When you first get serious about investing, there'll be a lot of new terms to learn. With bonds, for example, columnists and financial advisors prattle away endlessly about "coupons" and "ladders," and even more esoteric subjects. Don't worry — it'll eventually start to make sense. After all, a ladder just leads you upwards one step at a time. In its own way, that's what a bond ladder does as well.
Returns vs. Liquidity
If you're investing in bonds for long-term gains, you'll need to balance two things. One is the return your bonds will pay over time, and the other is liquidity. Bonds are sold with a maturity date, which is when you'll get back the principal from your investment. The longer you're willing to let the issuer use your money, they more they'll pay you in return. That means longer-term bonds give better rates. Unfortunately, that also means your money is tied up, or "illiquid," for the same length of time. The laddering strategy provides the benefits of long-term investing, but keeps a portion of your investment available in the short term.
Basic Laddering Strategy
Here's how it works, assuming a 10-year investment cycle. Instead of placing your entire investment into 10-year bonds, you divide it between bonds of different maturity dates. You might opt for 10 bond issues with maturity dates one year apart, or five bonds at two-year intervals. Either way, the outcome is the same. When the first bond comes to maturity, you use the cash to buy a new 10-year bond. The next year, you'll do the same with your two-year bond. Eventually all of your bonds will be at the higher-interest 10-year level, but you'll still have access every year to 10 percent of your capital.

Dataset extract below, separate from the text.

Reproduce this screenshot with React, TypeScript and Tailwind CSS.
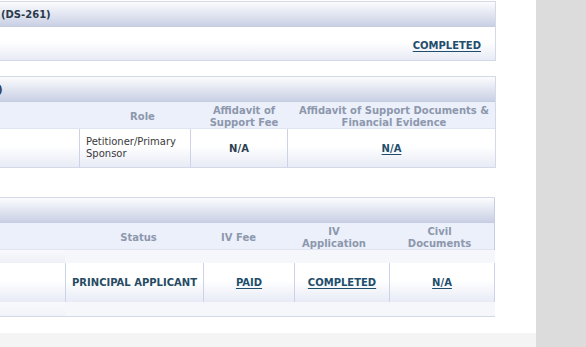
import React from "react";

const hdr = "h-[25px] border-b border-[#c6cde1] bg-linear-to-b from-[#fbfcfd] to-[#cad0e5] flex items-center text-[10px] font-bold text-[#2a3a4c] overflow-hidden whitespace-nowrap";
const colHdr = "h-[27px] pt-[3px] bg-[#ebf0fa] border-b border-[#e0e5f1] text-[10px] leading-[12px] font-bold text-[#8d97ad]";
const cellGrad = "bg-linear-to-b from-white from-45% to-[#e8ebf6]";
const link = "font-bold text-[#1f4d6c] underline underline-offset-[2px] text-[10px]";

export default function App() {
  return (
    <div className="flex h-[347px] w-[586px] overflow-hidden font-['DejaVu_Sans',Verdana,sans-serif]">
      <div className="w-[536px] flex flex-col bg-white">
        <div className="flex-1 flex flex-col">
          {/* Panel 1 */}
          <div className="mt-[1px] w-[496px] border-t border-r border-b border-[#d4d9e7]">
            <div className={hdr + " pl-[1px]"}>(DS-261)</div>
            <div className={"h-[33px] pt-[4px] flex items-center justify-end pr-[14px] " + cellGrad}>
              <span className={link}>COMPLETED</span>
            </div>
          </div>

          {/* Panel 2 */}
          <div className="mt-[15px] w-[496px] border-t border-r border-b border-[#d4d9e7]">
            <div className={hdr}>
              <span className="-ml-[2px]">)</span>
            </div>
            <div className={colHdr + " grid grid-cols-[90px_105px_98px_1fr] items-center text-center"}>
              <div></div>
              <div>Role</div>
              <div>Affidavit of<br />Support Fee</div>
              <div>Affidavit of Support Documents &amp;<br />Financial Evidence</div>
            </div>
            <div className="h-[38px] grid grid-cols-[79px_111px_97px_1fr]">
              <div className={cellGrad}></div>
              <div className={"border-l border-[#cdd3e6] flex items-center pl-[6px] text-[10px] leading-[12px] text-[#3a3a3a] " + cellGrad}>
                Petitioner/Primary<br />Sponsor
              </div>
              <div className={"border-l border-[#cdd3e6] flex items-center justify-center text-[10px] font-bold text-[#2c3e50] " + cellGrad}>
                N/A
              </div>
              <div className={"border-l border-[#cdd3e6] flex items-center justify-center " + cellGrad}>
                <span className={link}>N/A</span>
              </div>
            </div>
          </div>

          {/* Panel 3 */}
          <div className="mt-[29px] w-[495px] border-t border-b border-[#d4d9e7]">
            <div className="border-r border-[#c6cde1]">
              <div className={hdr}></div>
              <div className={colHdr + " grid grid-cols-[83px_111px_89px_102px_1fr] items-center text-center"}>
                <div></div>
                <div>Status</div>
                <div>IV Fee</div>
                <div>IV<br />Application</div>
                <div>Civil<br />Documents</div>
              </div>
            </div>
            <div className="flex">
              <div className="w-[65px] flex flex-col">
                <div className="h-[13px] bg-linear-to-b from-[#f9fafc] to-[#eef0f7]"></div>
                <div className={"h-[39px] " + cellGrad}></div>
                <div className="h-[14px] bg-linear-to-b from-[#f9fafc] to-[#f1f3f8]"></div>
              </div>
              <div className="flex-1 flex flex-col">
                <div className="h-[13px] bg-[#f6f7fa]"></div>
                <div className="h-[39px] grid grid-cols-[138px_91px_95px_1fr] border-r border-[#cdd3e6]">
                  <div className={"border-l border-[#cdd3e6] flex items-center justify-center text-[10px] font-bold text-[#284a63] " + cellGrad}>
                    PRINCIPAL APPLICANT
                  </div>
                  <div className={"border-l border-[#cdd3e6] flex items-center justify-center " + cellGrad}>
                    <span className={link}>PAID</span>
                  </div>
                  <div className={"border-l border-[#cdd3e6] flex items-center justify-center " + cellGrad}>
                    <span className={link}>COMPLETED</span>
                  </div>
                  <div className={"border-l border-[#cdd3e6] flex items-center justify-center " + cellGrad}>
                    <span className={link}>N/A</span>
                  </div>
                </div>
                <div className="h-[14px] bg-[#f6f7fa]"></div>
              </div>
            </div>
          </div>
        </div>
        <div className="h-[14px] bg-[#f4f4f4]"></div>
      </div>
      <div className="flex-1 bg-[#dcdcdc]"></div>
    </div>
  );
}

Having access to part of your capital every year can save your bacon if you encounter unexpected expenses. You could also sell the bonds before their maturity date, but that assumes you'll find a buyer and that you won't lose money on the transaction. That, by the way, is one of the hazards of laddering. If rates are low when you renew, you might not be able to reinvest at a comparable return. Reverting to short-term bonds and waiting for rates to rise is the usual response. Laddering can also increase your expenses, since you're paying someone to buy and sell those bonds for you.
Laddering is best-suited to medium- or long-term investing, so be sure it matches your investment objectives before you plunk down your hard-earned money. If you have a modest amount of capital, a bond-based mutual fund might offer better returns and less downside than direct investing. If you opt for laddering, your choice of bonds is important. Young investors might prefer the higher rates — but higher risk — of corporate bonds. High-income investors favor municipal bonds for their tax advantages, while super-safe T-bills and other federal instruments are attractive when retirement gets closer and capital preservation is your focus.